→ TASK PROMPT: Your task is to reproduce the material exactly.

————————

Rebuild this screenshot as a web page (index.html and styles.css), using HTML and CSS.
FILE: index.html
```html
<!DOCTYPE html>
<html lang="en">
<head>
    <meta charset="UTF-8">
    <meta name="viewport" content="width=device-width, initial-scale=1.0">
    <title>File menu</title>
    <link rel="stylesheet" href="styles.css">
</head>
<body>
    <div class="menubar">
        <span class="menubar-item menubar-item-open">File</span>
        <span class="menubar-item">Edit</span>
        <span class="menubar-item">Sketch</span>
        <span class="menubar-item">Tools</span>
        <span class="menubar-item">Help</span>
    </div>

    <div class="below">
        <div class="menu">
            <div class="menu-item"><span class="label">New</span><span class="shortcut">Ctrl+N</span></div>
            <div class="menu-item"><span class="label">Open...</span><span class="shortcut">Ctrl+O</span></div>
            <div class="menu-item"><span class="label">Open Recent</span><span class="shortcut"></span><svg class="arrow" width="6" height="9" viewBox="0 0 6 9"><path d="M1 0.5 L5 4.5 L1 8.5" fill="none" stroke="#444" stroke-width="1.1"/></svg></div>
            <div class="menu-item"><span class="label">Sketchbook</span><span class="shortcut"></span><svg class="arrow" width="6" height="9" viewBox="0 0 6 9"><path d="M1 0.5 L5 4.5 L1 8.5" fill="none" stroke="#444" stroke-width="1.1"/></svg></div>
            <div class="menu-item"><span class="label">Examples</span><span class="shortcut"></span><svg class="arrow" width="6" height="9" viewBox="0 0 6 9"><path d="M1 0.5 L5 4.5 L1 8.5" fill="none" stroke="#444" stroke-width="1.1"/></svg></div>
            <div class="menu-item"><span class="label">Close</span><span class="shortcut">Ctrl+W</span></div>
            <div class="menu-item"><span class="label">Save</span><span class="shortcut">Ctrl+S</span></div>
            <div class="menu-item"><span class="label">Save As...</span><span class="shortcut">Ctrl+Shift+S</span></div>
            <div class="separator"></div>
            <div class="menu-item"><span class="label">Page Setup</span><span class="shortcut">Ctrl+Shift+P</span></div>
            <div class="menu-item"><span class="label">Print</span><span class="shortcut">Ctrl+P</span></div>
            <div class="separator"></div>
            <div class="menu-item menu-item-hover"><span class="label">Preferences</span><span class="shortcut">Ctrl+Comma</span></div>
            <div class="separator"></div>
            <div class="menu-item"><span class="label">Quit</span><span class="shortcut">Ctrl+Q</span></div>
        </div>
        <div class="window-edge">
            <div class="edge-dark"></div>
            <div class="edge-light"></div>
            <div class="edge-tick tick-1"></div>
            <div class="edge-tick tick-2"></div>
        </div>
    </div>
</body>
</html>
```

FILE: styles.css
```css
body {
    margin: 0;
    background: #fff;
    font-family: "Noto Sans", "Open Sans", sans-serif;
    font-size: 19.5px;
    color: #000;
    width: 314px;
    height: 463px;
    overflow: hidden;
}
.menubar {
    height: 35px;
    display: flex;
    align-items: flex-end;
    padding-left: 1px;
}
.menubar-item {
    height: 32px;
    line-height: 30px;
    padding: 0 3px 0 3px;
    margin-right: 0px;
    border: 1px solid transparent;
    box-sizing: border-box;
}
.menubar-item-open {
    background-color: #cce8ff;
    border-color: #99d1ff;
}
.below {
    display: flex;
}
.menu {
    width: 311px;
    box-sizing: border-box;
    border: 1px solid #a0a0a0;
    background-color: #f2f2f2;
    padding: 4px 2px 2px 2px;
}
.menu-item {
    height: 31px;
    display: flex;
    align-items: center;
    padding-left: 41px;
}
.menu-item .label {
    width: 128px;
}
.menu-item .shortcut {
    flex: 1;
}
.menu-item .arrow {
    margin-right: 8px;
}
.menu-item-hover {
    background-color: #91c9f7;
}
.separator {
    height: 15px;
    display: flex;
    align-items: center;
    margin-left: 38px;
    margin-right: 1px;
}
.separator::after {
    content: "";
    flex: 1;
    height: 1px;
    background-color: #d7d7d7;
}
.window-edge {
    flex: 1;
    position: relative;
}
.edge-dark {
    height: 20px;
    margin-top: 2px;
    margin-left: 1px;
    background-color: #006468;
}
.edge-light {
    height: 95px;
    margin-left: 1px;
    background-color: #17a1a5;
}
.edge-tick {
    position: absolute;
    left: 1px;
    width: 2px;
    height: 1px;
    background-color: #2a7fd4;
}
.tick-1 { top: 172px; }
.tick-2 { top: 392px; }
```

————————

→ THE ANSWER:
Rebuild this screenshot as a web page (index.html and styles.css), using HTML and CSS.
FILE: index.html
```html
<!DOCTYPE html>
<html lang="en">
<head>
    <meta charset="UTF-8">
    <meta name="viewport" content="width=device-width, initial-scale=1.0">
    <title>File menu</title>
    <link rel="stylesheet" href="styles.css">
</head>
<body>
    <div class="menubar">
        <span class="menubar-item menubar-item-open">File</span>
        <span class="menubar-item">Edit</span>
        <span class="menubar-item">Sketch</span>
        <span class="menubar-item">Tools</span>
        <span class="menubar-item">Help</span>
    </div>

    <div class="below">
        <div class="menu">
            <div class="menu-item"><span class="label">New</span><span class="shortcut">Ctrl+N</span></div>
            <div class="menu-item"><span class="label">Open...</span><span class="shortcut">Ctrl+O</span></div>
            <div class="menu-item"><span class="label">Open Recent</span><span class="shortcut"></span><svg class="arrow" width="6" height="9" viewBox="0 0 6 9"><path d="M1 0.5 L5 4.5 L1 8.5" fill="none" stroke="#444" stroke-width="1.1"/></svg></div>
            <div class="menu-item"><span class="label">Sketchbook</span><span class="shortcut"></span><svg class="arrow" width="6" height="9" viewBox="0 0 6 9"><path d="M1 0.5 L5 4.5 L1 8.5" fill="none" stroke="#444" stroke-width="1.1"/></svg></div>
            <div class="menu-item"><span class="label">Examples</span><span class="shortcut"></span><svg class="arrow" width="6" height="9" viewBox="0 0 6 9"><path d="M1 0.5 L5 4.5 L1 8.5" fill="none" stroke="#444" stroke-width="1.1"/></svg></div>
            <div class="menu-item"><span class="label">Close</span><span class="shortcut">Ctrl+W</span></div>
            <div class="menu-item"><span class="label">Save</span><span class="shortcut">Ctrl+S</span></div>
            <div class="menu-item"><span class="label">Save As...</span><span class="shortcut">Ctrl+Shift+S</span></div>
            <div class="separator"></div>
            <div class="menu-item"><span class="label">Page Setup</span><span class="shortcut">Ctrl+Shift+P</span></div>
            <div class="menu-item"><span class="label">Print</span><span class="shortcut">Ctrl+P</span></div>
            <div class="separator"></div>
            <div class="menu-item menu-item-hover"><span class="label">Preferences</span><span class="shortcut">Ctrl+Comma</span></div>
            <div class="separator"></div>
            <div class="menu-item"><span class="label">Quit</span><span class="shortcut">Ctrl+Q</span></div>
        </div>
        <div class="window-edge">
            <div class="edge-dark"></div>
            <div class="edge-light"></div>
            <div class="edge-tick tick-1"></div>
            <div class="edge-tick tick-2"></div>
        </div>
    </div>
</body>
</html>
```

FILE: styles.css
```css
body {
    margin: 0;
    background: #fff;
    font-family: "Noto Sans", "Open Sans", sans-serif;
    font-size: 19.5px;
    color: #000;
    width: 314px;
    height: 463px;
    overflow: hidden;
}
.menubar {
    height: 35px;
    display: flex;
    align-items: flex-end;
    padding-left: 1px;
}
.menubar-item {
    height: 32px;
    line-height: 30px;
    padding: 0 3px 0 3px;
    margin-right: 0px;
    border: 1px solid transparent;
    box-sizing: border-box;
}
.menubar-item-open {
    background-color: #cce8ff;
    border-color: #99d1ff;
}
.below {
    display: flex;
}
.menu {
    width: 311px;
    box-sizing: border-box;
    border: 1px solid #a0a0a0;
    background-color: #f2f2f2;
    padding: 4px 2px 2px 2px;
}
.menu-item {
    height: 31px;
    display: flex;
    align-items: center;
    padding-left: 41px;
}
.menu-item .label {
    width: 128px;
}
.menu-item .shortcut {
    flex: 1;
}
.menu-item .arrow {
    margin-right: 8px;
}
.menu-item-hover {
    background-color: #91c9f7;
}
.separator {
    height: 15px;
    display: flex;
    align-items: center;
    margin-left: 38px;
    margin-right: 1px;
}
.separator::after {
    content: "";
    flex: 1;
    height: 1px;
    background-color: #d7d7d7;
}
.window-edge {
    flex: 1;
    position: relative;
}
.edge-dark {
    height: 20px;
    margin-top: 2px;
    margin-left: 1px;
    background-color: #006468;
}
.edge-light {
    height: 95px;
    margin-left: 1px;
    background-color: #17a1a5;
}
.edge-tick {
    position: absolute;
    left: 1px;
    width: 2px;
    height: 1px;
    background-color: #2a7fd4;
}
.tick-1 { top: 172px; }
.tick-2 { top: 392px; }
```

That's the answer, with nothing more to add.